Paul Howard Articles, Blog, Italy, Sustainability, Wine Business

Monte del Frà

Monte del Frà – a preview of five new wine releases

Monte del Frà is a family winery in Sommacampagna, between Lake Garda and Verona. They are highly regarded, and rightly so, for a wide range of wines of excellent quality and value. While some of these wines have been featured on Wine Alchemy previously, this article previews five new wine releases (white, rosé and red) recently tasted with Marica Bonomo of Monte del Frà.

These wines will officially launch at the 2023 VinItaly exhibition in Verona from 2-5 April 2023. So why not read about them here beforehand? They will all be available in the UK, with prices and stockists given.

Monte del Frà

Firstly, here is a little background on Monte del Frà (Hill of the Monks), which began in 1958 on the morainic hills surrounding Lake Garda. Here the founder Massimo Bonomo rented land and grew wheat, strawberries, peaches and grapes. Wine production was small and sold directly. That continued a long tradition, as, in 1492, the Friars (Frà in Venetian) of the Order of Holy Mary of Scala in Verona had established a monastery with vineyards here.

The company is still family-owned and run, with 137 ha of owned vineyards and a further 69 ha rented. That makes it one of the area’s most prominent producers and allows it to offer a comprehensive portfolio of wines (and styles) from all the appellations in the region – Lugana, Custoza, Bardolino, Chiaretto di Bardolino, Valpolicella and Soave. Most wines are made at the Sommacampagna winery, and 1.5 million bottles are produced annually.

As far as sustainability is concerned, Frà is certified in integrated production by SQNPI. While this is not organic, pesticides, herbicides and fertilisers are prohibited, only drip irrigation is used, and pheromones are used to control insect pests. The rules also govern winemaking, waste and distribution. So, for example, only recycled paper is used, and lighter 400 g examples replace those heavy bottles beloved by Italian wine lovers.

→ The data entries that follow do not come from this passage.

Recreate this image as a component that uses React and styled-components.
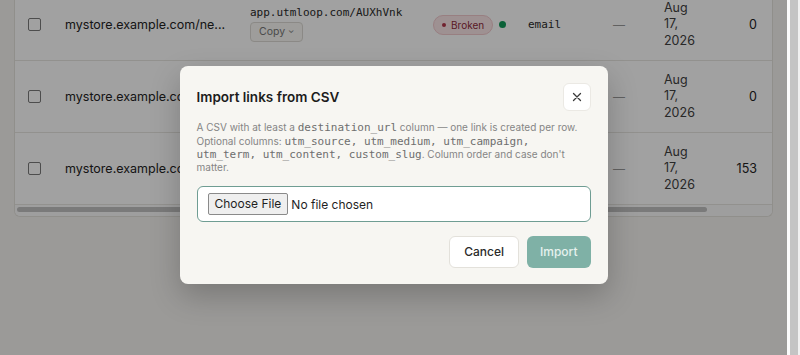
import styled, { createGlobalStyle } from "styled-components";

const GlobalStyle = createGlobalStyle`
  html, body {
    margin: 0;
    padding: 0;
    height: 100%;
    overflow: hidden;
  }
  body {
    background: #f5f4f1;
    font-family: Inter, "Liberation Sans", sans-serif;
    color: #1f1f1f;
  }
`;

const links = [
  { url: "mystore.example.com/ne...", short: "app.utmloop.com/AUXhVnk", clicks: 0 },
  { url: "mystore.example.com/ne...", short: "app.utmloop.com/bT3kQpz", clicks: 0 },
  { url: "mystore.example.com/sa...", short: "app.utmloop.com/Zr8mNw2", clicks: 153 },
];

function App() {
  return (
    <Frame>
      <GlobalStyle />
      <Viewport>
        <Page>
          <Card>
            {links.map((link, i) => (
              <Row key={i}>
                <Cell>
                  <Checkbox />
                </Cell>
                <Cell>
                  <UrlText>{link.url}</UrlText>
                </Cell>
                <Cell>
                  <ShortCol>
                    <Mono>{link.short}</Mono>
                    <CopyBtn>
                      Copy <Chevron>⌄</Chevron>
                    </CopyBtn>
                  </ShortCol>
                </Cell>
                <Cell>
                  <StatusBadge>
                    <BadgeDot />
                    Broken
                  </StatusBadge>
                  <LiveDot />
                </Cell>
                <Cell>
                  <Mono>email</Mono>
                </Cell>
                <Cell>
                  <Dash>—</Dash>
                </Cell>
                <Cell>
                  <DateText>Aug 17, 2026</DateText>
                </Cell>
                <Cell $right>
                  <Count>{link.clicks}</Count>
                </Cell>
              </Row>
            ))}
            <HScroll>
              <HThumb />
            </HScroll>
          </Card>
        </Page>

        <Overlay>
          <Modal>
            <ModalHeader>
              <ModalTitle>Import links from CSV</ModalTitle>
              <CloseBtn aria-label="Close">
                <svg width="10" height="10" viewBox="0 0 10 10">
                  <path d="M1.5 1.5l7 7M8.5 1.5l-7 7" stroke="#3a3a3a" strokeWidth="1.3" strokeLinecap="round" />
                </svg>
              </CloseBtn>
            </ModalHeader>
            <Description>
              A CSV with at least a <Code>destination_url</Code> column — one link is created per row.
              Optional columns:{" "}
              <Code>utm_source, utm_medium, utm_campaign, utm_term, utm_content, custom_slug</Code>. Column
              order and case don't matter.
            </Description>
            <FileInput type="file" accept=".csv" />
            <Actions>
              <CancelBtn>Cancel</CancelBtn>
              <ImportBtn disabled>Import</ImportBtn>
            </Actions>
          </Modal>
        </Overlay>
      </Viewport>
      <ScrollTrack>
        <ScrollThumb />
      </ScrollTrack>
    </Frame>
  );
}

export default App;

const Frame = styled.div`
  display: flex;
  width: 100vw;
  height: 100vh;
  overflow: hidden;
`;

const Viewport = styled.div`
  position: relative;
  flex: 1;
  overflow: hidden;
`;

const Page = styled.div`
  padding: 0 14px;
`;

const Card = styled.div`
  margin-top: -11px;
  background: #fff;
  border: 1px solid #e4e2dc;
  border-top: none;
  border-radius: 0 0 6px 6px;
`;

const Row = styled.div`
  display: grid;
  grid-template-columns: 50px 185px 183px 95px 85px 51px 56px 1fr;
  align-items: center;
  box-sizing: border-box;
  height: 72px;
  border-bottom: 1px solid #e8e6e1;
`;

const Cell = styled.div`
  display: flex;
  align-items: center;
  justify-content: ${(p) => (p.$right ? "flex-end" : "flex-start")};
  padding-right: ${(p) => (p.$right ? "15px" : "0")};
  min-width: 0;
`;

const Checkbox = styled.span`
  width: 11px;
  height: 11px;
  margin-left: 13px;
  border: 1px solid #7a7a7a;
  border-radius: 2px;
  background: #fff;
`;

const UrlText = styled.span`
  font-size: 12.5px;
  color: #232323;
  white-space: nowrap;
`;

const ShortCol = styled.div`
  display: flex;
  flex-direction: column;
  align-items: flex-start;
  gap: 3px;
  margin-top: -2px;
`;

const Mono = styled.span`
  font-family: "DejaVu Sans Mono", "Liberation Mono", monospace;
  font-size: 11px;
  color: #2a2a2a;
  white-space: nowrap;
`;

const CopyBtn = styled.span`
  display: inline-flex;
  align-items: center;
  gap: 3px;
  height: 20px;
  box-sizing: border-box;
  padding: 0 8px;
  border: 1px solid #dcdad4;
  border-radius: 4px;
  background: #faf9f6;
  font-size: 10.5px;
  color: #777;
`;

const Chevron = styled.span`
  font-size: 8px;
  margin-top: -4px;
`;

const StatusBadge = styled.span`
  display: inline-flex;
  align-items: center;
  gap: 5px;
  height: 20px;
  box-sizing: border-box;
  padding: 0 8px;
  border: 1px solid #f1c9cd;
  border-radius: 10px;
  background: #fbe6e8;
  font-size: 10px;
  color: #8e2a3a;
`;

const BadgeDot = styled.span`
  width: 4px;
  height: 4px;
  border-radius: 50%;
  background: #b3364a;
`;

const LiveDot = styled.span`
  width: 7px;
  height: 7px;
  margin-left: 6px;
  border-radius: 50%;
  background: #129a5a;
`;

const Dash = styled.span`
  color: #9a9a9a;
  font-size: 12px;
`;

const DateText = styled.span`
  max-width: 36px;
  font-size: 12.5px;
  line-height: 16.5px;
  color: #404040;
`;

const Count = styled.span`
  font-size: 12.5px;
  color: #222;
`;

const HScroll = styled.div`
  height: 9px;
  padding: 2px 2px 0;
  background: #fafafa;
  border-radius: 0 0 6px 6px;
`;

const HThumb = styled.div`
  width: 690px;
  height: 5px;
  border-radius: 3px;
  background: #c1c1c1;
`;

const ScrollTrack = styled.div`
  width: 13px;
  background: #f1f1f1;
  border-left: 3px solid #fbfbfb;
  box-sizing: border-box;
  padding: 0 2px 0 0;
`;

const ScrollThumb = styled.div`
  height: 100%;
  background: #c4c4c4;
`;

const Overlay = styled.div`
  position: absolute;
  inset: 0;
  display: flex;
  align-items: center;
  justify-content: center;
  padding-bottom: 5px;
  background: rgba(0, 0, 0, 0.37);
`;

const Modal = styled.div`
  width: 428px;
  box-sizing: border-box;
  padding: 17px 17px 16px;
  background: #f7f6f2;
  border-radius: 8px;
  box-shadow: 0 12px 30px rgba(0, 0, 0, 0.22);
`;

const ModalHeader = styled.div`
  display: flex;
  align-items: center;
  justify-content: space-between;
`;

const ModalTitle = styled.h2`
  margin: 0;
  font-size: 13.5px;
  font-weight: 600;
  color: #1c1c1c;
`;

const CloseBtn = styled.button`
  display: flex;
  align-items: center;
  justify-content: center;
  width: 28px;
  height: 28px;
  padding: 0;
  border: 1px solid #ebe9e4;
  border-radius: 6px;
  background: #fff;
  cursor: pointer;
`;

const Description = styled.p`
  margin: 10px 0 0;
  font-size: 10px;
  line-height: 13.4px;
  color: #858585;
`;

const Code = styled.code`
  font-family: "DejaVu Sans Mono", "Liberation Mono", monospace;
  font-size: 11px;
  color: #6e6e6e;
`;

const FileInput = styled.input`
  display: block;
  box-sizing: border-box;
  width: 100%;
  height: 36px;
  margin-top: 11px;
  padding: 6px 10px;
  border: 1px solid #6f9d93;
  border-radius: 6px;
  background: #fff;
  font-family: Inter, "Liberation Sans", sans-serif;
  font-size: 12px;
  color: #1f1f1f;

  &::file-selector-button {
    height: 22px;
    margin-right: 3px;
    padding: 0 6px;
    border: 1px solid #8a8a8a;
    border-radius: 2px;
    background: #efefef;
    font-family: inherit;
    font-size: 12px;
    color: #1f1f1f;
  }
`;

const Actions = styled.div`
  display: flex;
  justify-content: flex-end;
  gap: 8px;
  margin-top: 14px;
`;

const BaseBtn = styled.button`
  height: 32px;
  padding: 0 14px;
  border-radius: 6px;
  font-family: Inter, "Liberation Sans", sans-serif;
  font-size: 12px;
  font-weight: 500;
`;

const CancelBtn = styled(BaseBtn)`
  border: 1px solid #e3e1db;
  background: #fff;
  color: #2a2a2a;
`;

const ImportBtn = styled(BaseBtn)`
  padding: 0 13px;
  border: none;
  background: #7fb1a6;
  color: #e6f1ee;
`;
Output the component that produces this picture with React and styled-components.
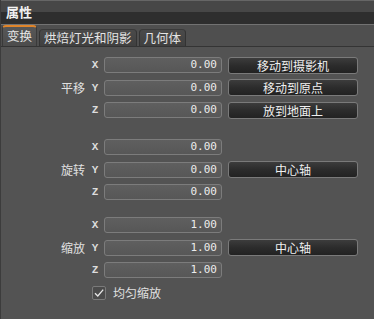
import React from 'react'
import styled, { createGlobalStyle } from 'styled-components'

const cjk = `"Noto Sans CJK SC", "Noto Sans", sans-serif`
const mono = `"DejaVu Sans Mono", "Liberation Mono", monospace`
const axisFont = `"Liberation Mono", "DejaVu Sans Mono", monospace`

const GlobalStyle = createGlobalStyle`
  html, body {
    margin: 0;
    padding: 0;
    background: #535353;
    overflow: hidden;
  }
  * { box-sizing: border-box; }
`

const groups = [
  {
    name: '平移',
    top: 10,
    rows: [
      { axis: 'X', value: '0.00', button: '移动到摄影机' },
      { axis: 'Y', value: '0.00', button: '移动到原点' },
      { axis: 'Z', value: '0.00', button: '放到地面上' }
    ]
  },
  {
    name: '旋转',
    top: 21,
    rows: [
      { axis: 'X', value: '0.00' },
      { axis: 'Y', value: '0.00', button: '中心轴' },
      { axis: 'Z', value: '0.00' }
    ]
  },
  {
    name: '缩放',
    top: 17,
    rows: [
      { axis: 'X', value: '1.00' },
      { axis: 'Y', value: '1.00', button: '中心轴' },
      { axis: 'Z', value: '1.00' }
    ]
  }
]

const tabs = ['变换', '烘焙灯光和阴影', '几何体']

const App = () => (
  <Panel>
    <GlobalStyle />
    <TitleBar>属性</TitleBar>
    <TabBar>
      {tabs.map((tab, i) => (
        <Tab key={tab} active={i === 0}>{tab}</Tab>
      ))}
    </TabBar>
    <Content>
      {groups.map(group => (
        <Group key={group.name} top={group.top}>
          {group.rows.map((row, i) => (
            <Row key={row.axis}>
              <GroupLabel>{i === 1 ? group.name : ''}</GroupLabel>
              <Axis>{row.axis}</Axis>
              <NumberField>{row.value}</NumberField>
              {row.button ? <Button>{row.button}</Button> : null}
            </Row>
          ))}
        </Group>
      ))}
      <CheckRow>
        <Check>
          <svg width="12" height="12" viewBox="0 0 12 12">
            <path d="M2 6.2 L4.8 9 L10.2 2.6" fill="none" stroke="#e8e8e8" strokeWidth="1.3" />
          </svg>
        </Check>
        <CheckText>均匀缩放</CheckText>
      </CheckRow>
    </Content>
  </Panel>
)

const Panel = styled.div`
  width: 374px;
  height: 319px;
  display: flex;
  flex-direction: column;
  background: #535353;
  border-left: 1px solid #3c3c3c;
  font-family: ${cjk};
  color: #e6e6e6;
`

const TitleBar = styled.div`
  height: 24px;
  flex: none;
  border-top: 1px solid #666;
  background: linear-gradient(#474747 0, #474747 11px, #2e2e2e 11px, #2e2e2e 100%);
  padding-left: 5px;
  font-size: 13px;
  font-weight: 700;
  line-height: 22px;
  color: #f2f2f2;
`

const TabBar = styled.div`
  height: 23px;
  flex: none;
  display: flex;
  align-items: flex-end;
  gap: 2px;
  padding-left: 1px;
  background: #4f4f4f;
  border-top: 1px solid #727272;
  border-bottom: 1px solid #343434;
`

const Tab = styled.div`
  height: ${p => (p.active ? 21 : 17)}px;
  padding: 0 4px;
  border-radius: 4px 4px 0 0;
  border: 1px solid ${p => (p.active ? '#3a3a3a' : '#333')};
  border-top: ${p => (p.active ? '2px solid #e0852a' : '1px solid #3a3a3a')};
  border-bottom: none;
  background: ${p => (p.active ? 'linear-gradient(#575757, #4c4c4c)' : 'linear-gradient(#4a4a4a, #404040)')};
  font-size: 12.5px;
  line-height: ${p => (p.active ? 18 : 16)}px;
  color: #e4e4e4;
  white-space: nowrap;
`

const Content = styled.div`
  display: flex;
  flex-direction: column;
`

const Group = styled.div`
  display: flex;
  flex-direction: column;
  gap: 6.5px;
  margin-top: ${p => p.top}px;
`

const Row = styled.div`
  display: flex;
  align-items: center;
  height: 16px;
`

const GroupLabel = styled.div`
  width: 87px;
  padding-right: 3px;
  text-align: right;
  font-size: 12px;
  color: #e0e0e0;
`

const Axis = styled.div`
  width: 14px;
  font-family: ${axisFont};
  font-size: 11px;
  font-weight: 700;
  color: #dcdcdc;
  text-align: center;
  margin-right: 2px;
`

const NumberField = styled.div`
  width: 118px;
  height: 16px;
  border: 1px solid #7c7c7c;
  border-radius: 3px;
  background: linear-gradient(#5f5f5f, #575757);
  font-family: ${mono};
  font-size: 11px;
  line-height: 14px;
  text-align: right;
  padding-right: 4px;
  color: #ececec;
`

const Button = styled.div`
  width: 130px;
  height: 17px;
  margin-left: 6px;
  border: 1px solid #7a7a7a;
  border-radius: 3px;
  background: linear-gradient(#3c3c3c, #2c2c2c 50%, #222);
  font-size: 12px;
  line-height: 15px;
  text-align: center;
  color: #f0f0f0;
`

const CheckRow = styled.div`
  display: flex;
  align-items: center;
  gap: 7px;
  margin-top: 7px;
  padding-left: 91px;
  height: 15px;
`

const Check = styled.div`
  width: 14px;
  height: 14px;
  border: 1px solid #7a7a7a;
  border-radius: 2px;
  background: #4b4b4b;
  display: flex;
  align-items: center;
  justify-content: center;
`

const CheckText = styled.div`
  font-size: 12px;
  color: #e0e0e0;
`

export default App
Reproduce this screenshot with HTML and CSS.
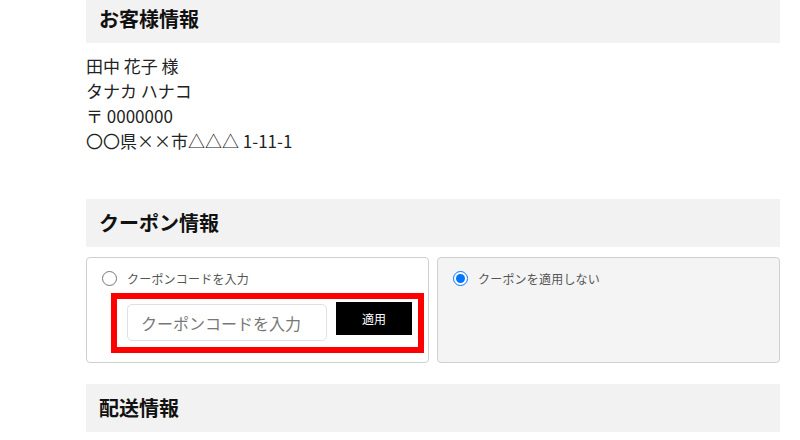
FILE: index.html
```html
<!DOCTYPE html>
<html lang="ja">
<head>
<meta charset="utf-8">
<title>注文情報</title>
<link rel="stylesheet" href="styles.css">
</head>
<body>
<div class="page">
  <section class="section section-customer">
    <h2 class="section-title">お客様情報</h2>
    <div class="address">
      <p>田中 花子 様</p>
      <p>タナカ ハナコ</p>
      <p>〒 0000000</p>
      <p>〇〇県××市△△△ 1-11-1</p>
    </div>
  </section>

  <section class="section section-coupon">
    <h2 class="section-title">クーポン情報</h2>
    <div class="coupon-grid">
      <div class="coupon-card">
        <label class="radio-row">
          <input type="radio" name="coupon" class="radio">
          <span class="radio-label">クーポンコードを入力</span>
        </label>
        <div class="code-box">
          <input type="text" class="code-input" placeholder="クーポンコードを入力">
          <button type="button" class="apply-btn">適用</button>
        </div>
      </div>
      <div class="coupon-card coupon-card-muted">
        <label class="radio-row">
          <input type="radio" name="coupon" class="radio" checked>
          <span class="radio-label">クーポンを適用しない</span>
        </label>
      </div>
    </div>
  </section>

  <section class="section">
    <h2 class="section-title">配送情報</h2>
  </section>
</div>
</body>
</html>
```

FILE: styles.css
```css
html, body {
  margin: 0;
  padding: 0;
  background: #fff;
}

body {
  font-family: "Noto Sans CJK JP", "Noto Sans", sans-serif;
  color: #222;
  overflow: hidden;
}

.page {
  width: 694px;
  margin: -5px 0 0 86px;
}

.section-title {
  margin: 0;
  height: 48px;
  box-sizing: border-box;
  padding: 0 0 0 13px;
  display: flex;
  align-items: center;
  background: #f2f2f2;
  font-size: 20px;
  font-weight: 700;
  color: #111;
  line-height: 1;
}

.section-customer {
  margin-bottom: 46px;
}

.address {
  padding-top: 10px;
  font-size: 17px;
  line-height: 25px;
}

.address p {
  margin: 0;
}

.section-coupon {
  margin-bottom: 21px;
}

.coupon-grid {
  margin-top: 10px;
  display: grid;
  grid-template-columns: 1fr 1fr;
  gap: 8px;
}

.coupon-card {
  border: 1px solid #cfcfcf;
  border-radius: 4px;
  padding: 10px 4px 9px 15px;
  background: #fff;
}

.coupon-card-muted {
  background: #f4f4f4;
}

.radio-row {
  display: flex;
  align-items: center;
  height: 20px;
  gap: 10px;
}

.radio {
  width: 15px;
  height: 15px;
  margin: 0;
  flex: none;
}

.radio-label {
  font-size: 12px;
  letter-spacing: 0.2px;
  color: #555;
}

.code-box {
  margin: 5px 0 0 9px;
  width: 313px;
  box-sizing: border-box;
  border: 6px solid #f00;
  display: flex;
  align-items: flex-start;
  gap: 9px;
  padding: 3px 6px 6px 10px;
}

.code-input {
  margin: 2px 0 0;
  width: 200px;
  height: 37px;
  box-sizing: border-box;
  border: 1px solid #e0e0e4;
  border-radius: 5px;
  padding: 0 13px;
  font-family: inherit;
  font-size: 16px;
  color: #333;
  background: #fff;
  outline: none;
}

.code-input::placeholder {
  color: #777;
}

.apply-btn {
  width: 76px;
  height: 33px;
  border: 0;
  margin: 0;
  padding: 0;
  background: #000;
  color: #fff;
  font-family: inherit;
  font-size: 12px;
  cursor: pointer;
}
```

Perhaps the biggest sustainable project will be the redevelopment of the winery to include solar power and wastewater management and allow micro-vinifications of individual vineyard plots. This will commence this summer, and the project’s scale is such that it will have a significant positive impact on sustainability while taking 4-5 years to complete.

The wines


Frà CustozaCustoza DOC, 2022, 12.5%

Custoza recently celebrated 50 years of the appellation. This is a classic example, blending all three compulsory grapes; 45% Garganega, 35% Cortese (locally called Bianca Fernanda) and 20% Trebbianello (aka Friulano). If you’d like to know more about this underrated appellation, there’s an article on Custoza here. Indeed, Frà is the largest family owner of vineyards in Custoza.

The grapes are fermented in steel tanks, and this wine demonstrates excellent blending skills. It’s the Frà “calling card”, with around 200,000 bottles made each year. This may be their entry-level Custoza wine, but they realise it’s the gateway to their other wines and is commercially vital. Hence the quality and value on offer must be top-notch, and repeat business is critical.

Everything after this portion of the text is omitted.